Le second est la vie spirituelle. La vie de prière est un cœur à cœur avec le Seigneur ! Cette communion avec le Christ est importante à vivre pour nous. C’est cette amitié que nous construisons avec le Seigneur qui nous rend vraiment chrétiens. Nous devons aussi dans notre vie de prière, prier pour les autres, prier pour le monde. La vie spirituelle passe également par l’approfondissement de la Parole de Dieu en la connaissant, en la méditant, en la priant, car elle enracine notre foi et nous rend solides dans la foi dans un monde qui n’est pas forcément chrétien. Enfin, il y a aussi les sacrements, dont l’Eucharistie qui est la source et le sommet de toute la vie chrétienne et celui du pardon, où comme nous l’avons entendu tout à l’heure dans l’Évangile, c’est vraiment d’accueillir l’amour de Dieu qui relève.
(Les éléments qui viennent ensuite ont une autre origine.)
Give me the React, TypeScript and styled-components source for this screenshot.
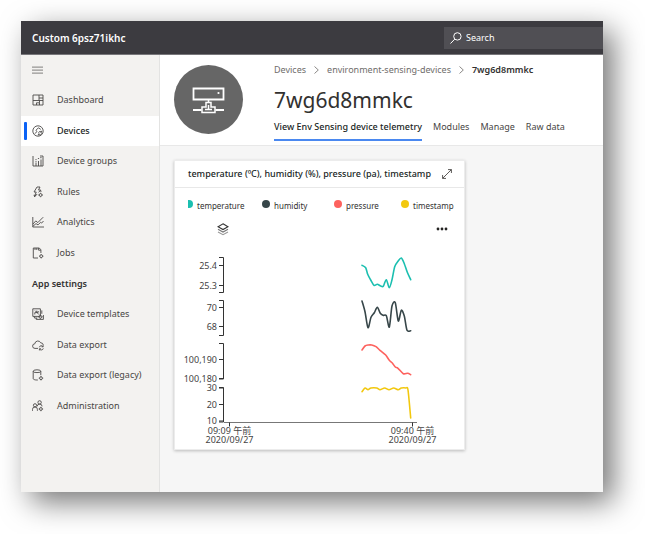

Enfin, le troisième aspect est le témoignage, c’est-à-dire notre foi en Jésus, mort et ressuscité, le sauveur des hommes qui vient nous délivrer du mal et c’est une joie qui se partage, peu importe sous quelle forme, dans les rencontres que nous pouvons avoir avec les autres. Par nous, la Bonne Nouvelle se répand et grâce à l’Esprit Saint porte du fruit. Il n’est pas facile de témoigner, surtout dans un contexte où les chrétiens peuvent être mis un peu en marge, mais c’est nécessaire ! Et cela porte du fruit, car l’Esprit Saint travaille dans le cœur de ceux qui nous écoutent.
Alors, Frères et Sœurs, que ce don de Dieu que vous allez recevoir en plénitude vous donne la joie spirituelle dont nous avons tous tant besoin, et que cette joie rayonne autour de vous. Amen
† Laurent DOGNIN
Évêque de Quimper et Léon
[1] Adrien CANDIARD o.p. « A Philémon — Réflexions sur la liberté chrétienne ; » CERF 2019 — page 120.